As a part of my never ending and incredibly infrequent series of addictive time-wasting games, I offer up Sound Factory. While I can’t take credit for discovering this time-suck of a game, all of my 5th grade students can attest to its addictive quality and musical joviality.
I decided to give my 5th graders a week off from work having just finished our search engine activity, so they’re taking the Net Day Speak Up Survey and experiencing the Sound Factory game this week. I found it thanks to a very helpful and creative technology teacher in the Grand rapids area, Kelly Irish. I found the site on her big list of Music Making Sites that she shared, so feel free to peruse.
The beauty of Sound Factory is that it’s a relatively simple music game for beginners, and then ramps its difficulty up considerably so that it doesn’t feel like a walk in the park.
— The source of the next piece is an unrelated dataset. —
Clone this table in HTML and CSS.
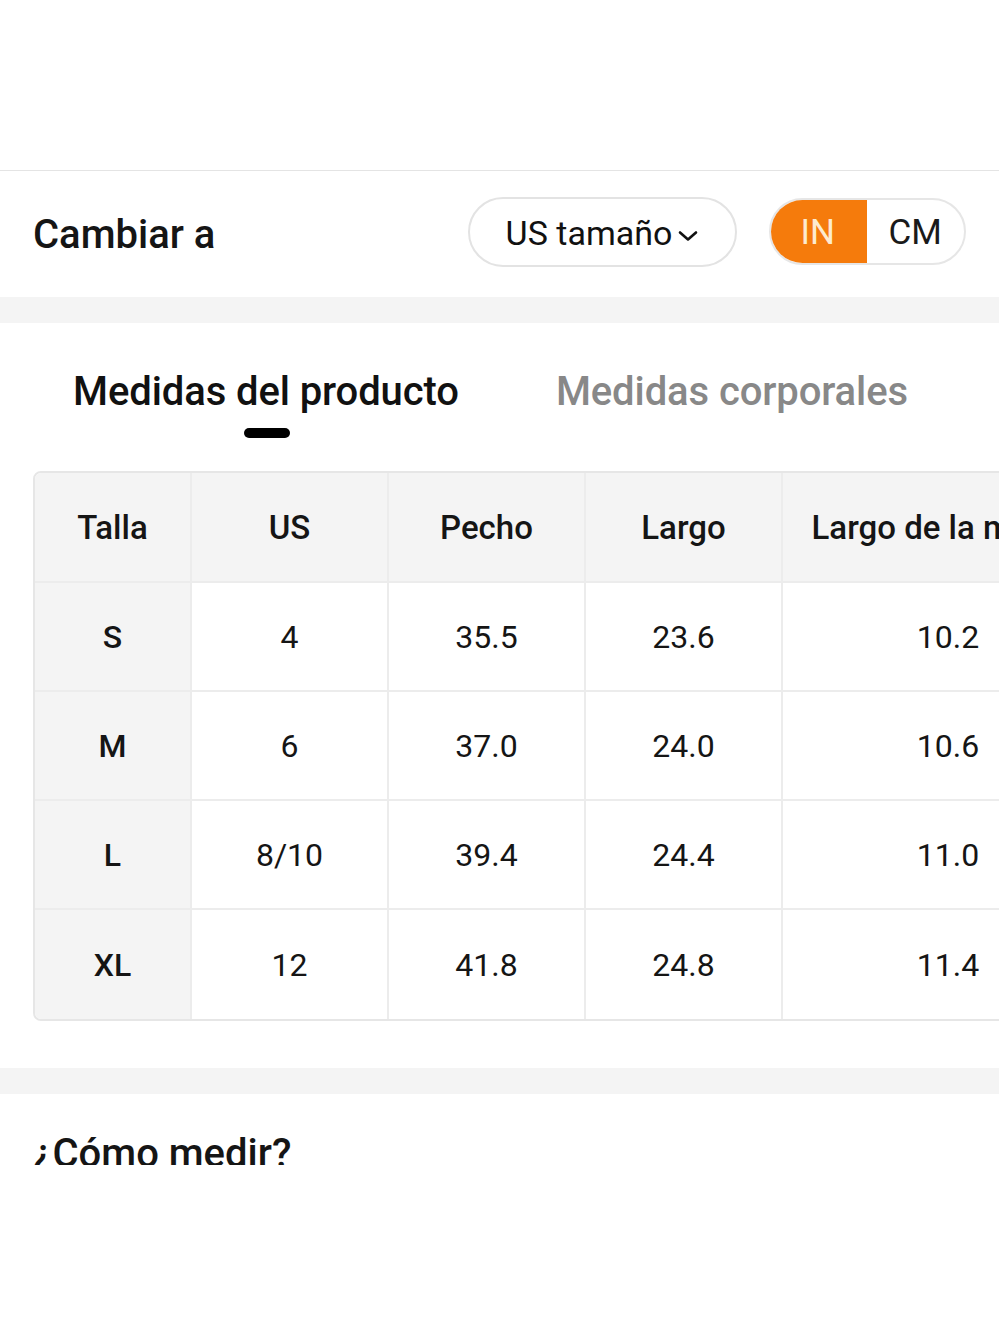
FILE: index.html
```html
<!DOCTYPE html>
<html lang="es">
<head>
<meta charset="utf-8">
<title>Guía de tallas</title>
<link rel="stylesheet" href="styles.css">
</head>
<body>
<div class="page">
  <div class="top-space"></div>
  <div class="switch-row">
    <div class="switch-label">Cambiar a</div>
    <div class="switch-controls">
      <div class="size-pill">US tamaño<svg class="chev" width="22" height="14" viewBox="0 0 22 14"><path d="M3 3.5 L11 10.5 L19 3.5" fill="none" stroke="#111" stroke-width="2.6" stroke-linecap="round" stroke-linejoin="round"/></svg></div>
      <div class="unit-toggle">
        <div class="unit unit-active">IN</div>
        <div class="unit">CM</div>
      </div>
    </div>
  </div>
  <div class="band"></div>
  <div class="tabs">
    <div class="tab tab-active">Medidas del producto<span class="indicator"></span></div>
    <div class="tab">Medidas corporales</div>
  </div>
  <div class="table-wrap">
    <table class="size-table">
      <thead>
        <tr><th class="c1">Talla</th><th class="c2">US</th><th class="c2">Pecho</th><th class="c2">Largo</th><th class="c3">Largo de la manga</th></tr>
      </thead>
      <tbody>
        <tr><td class="sz">S</td><td>4</td><td>35.5</td><td>23.6</td><td>10.2</td></tr>
        <tr><td class="sz">M</td><td>6</td><td>37.0</td><td>24.0</td><td>10.6</td></tr>
        <tr><td class="sz">L</td><td>8/10</td><td>39.4</td><td>24.4</td><td>11.0</td></tr>
        <tr><td class="sz">XL</td><td>12</td><td>41.8</td><td>24.8</td><td>11.4</td></tr>
      </tbody>
    </table>
  </div>
  <div class="band band-2"></div>
  <div class="howto">
    <div class="howto-title">¿Cómo medir?</div>
  </div>
</div>
</body>
</html>
```

FILE: styles.css
```css
* { box-sizing: border-box; }
html, body { margin: 0; padding: 0; background: #fff; }
body {
  font-family: Roboto, "Noto Sans", "Liberation Sans", sans-serif;
  color: #151515;
  width: 999px;
  overflow: hidden;
}
.page { width: 999px; }
.top-space {
  height: 171px;
  border-bottom: 1px solid #e4e4e4;
}
.switch-row {
  height: 126px;
  display: flex;
  align-items: center;
  justify-content: space-between;
  padding: 0 33px;
}
.switch-label {
  font-size: 40px;
  font-weight: 500;
}
.switch-controls {
  display: flex;
  align-items: center;
  gap: 32px;
  margin-top: -4px;
}
.size-pill {
  width: 269px;
  height: 70px;
  border: 2px solid #e3e3e3;
  border-radius: 35px;
  display: flex;
  align-items: center;
  justify-content: center;
  font-size: 34px;
  color: #111;
  padding-top: 2px;
}
.chev { margin-left: 5px; margin-top: 6px; }
.unit-toggle {
  width: 197px;
  height: 67px;
  border: 2px solid #e6e6e6;
  border-radius: 34px;
  display: flex;
  overflow: hidden;
  margin-top: -2px;
}
.unit {
  flex: 1;
  display: flex;
  align-items: center;
  justify-content: center;
  font-size: 35px;
  color: #1a1a1a;
  padding-top: 2px;
}
.unit-active {
  background: #f57b0c;
  color: #fdebd0;
  margin: -2px 0 -2px -2px;
}
.band {
  height: 26px;
  background: #f4f4f4;
}
.tabs {
  display: flex;
  gap: 97px;
  padding: 46px 0 0 73px;
  height: 148px;
}
.tab {
  position: relative;
  font-size: 40px;
  font-weight: 500;
  line-height: 46px;
  letter-spacing: -0.1px;
  color: #888;
  height: 46px;
}
.tab-active { color: #111; }
.indicator {
  position: absolute;
  left: 50%;
  top: 59px;
  width: 46px;
  height: 10px;
  margin-left: -22px;
  border-radius: 5px;
  background: #000;
}
.table-wrap {
  margin-left: 33px;
  width: 966px;
  overflow: hidden;
}
.size-table {
  border-collapse: separate;
  border-spacing: 0;
  width: 1078px;
  table-layout: fixed;
  border: 2px solid #e6e6e6;
  border-radius: 8px;
  overflow: hidden;
}
.size-table th, .size-table td {
  text-align: center;
  vertical-align: middle;
  border-right: 2px solid #ececec;
  border-bottom: 2px solid #ececec;
  font-size: 32px;
  color: #151515;
  white-space: nowrap;
  overflow: hidden;
}
.size-table th {
  height: 110px;
  background: #f4f4f4;
  font-weight: 500;
  font-size: 33px;
}
.size-table td {
  height: 109px;
  font-weight: 400;
}
.size-table td.sz {
  background: #f4f4f4;
  font-weight: 500;
}
.size-table tr:last-child td { border-bottom: none; }
.size-table th:last-child, .size-table td:last-child { border-right: none; }
.c1 { width: 157px; }
.c2 { width: 197px; }
.c3 { width: 330px; }
.band-2 { margin-top: 47px; }
.howto {
  height: 71px;
  overflow: hidden;
  padding: 37px 0 0 33px;
}
.howto-title {
  font-size: 40px;
  font-weight: 500;
  line-height: 46px;
}
```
I’ve found that many gamers students will often blow through games and activities that don’t provide a challenge. Without the failure and restarting that comes with more difficult games, many of my students are quick to dismiss games. Sound Factory begins with a depressed worker at an auto-tire plant looking to spice up the work place a bit. By over-inflating the tires, and thus causing them to burst in a rhythmic pop, your fellow co-workers become interested and start providing additional rhythm and melodic instruments for you to control. Of course there’s a challenge, and while you’re busy tapping out notes with a spanner and composing short bass beats, you also have to produce 100 tires before the end of the day. Throw in the occasional visit from the boss (who will shut down the entire operation if he catches you playing any of the instruments), and the game quickly becomes a frantic exercise in juggling numerous musical instruments, producing enough suitable tires, and managing to do it all before 5:00 pm.
Give it a try; you should be pleasantly addicted. And if you have to quit, just remember the password for your current level so you can come back and pick up where you left off. If you really have some talent, you can even save your tracks, and e-mail them to a friend. A great time waster that also dabbles a bit in rhythm, but not enough to take itself too seriously.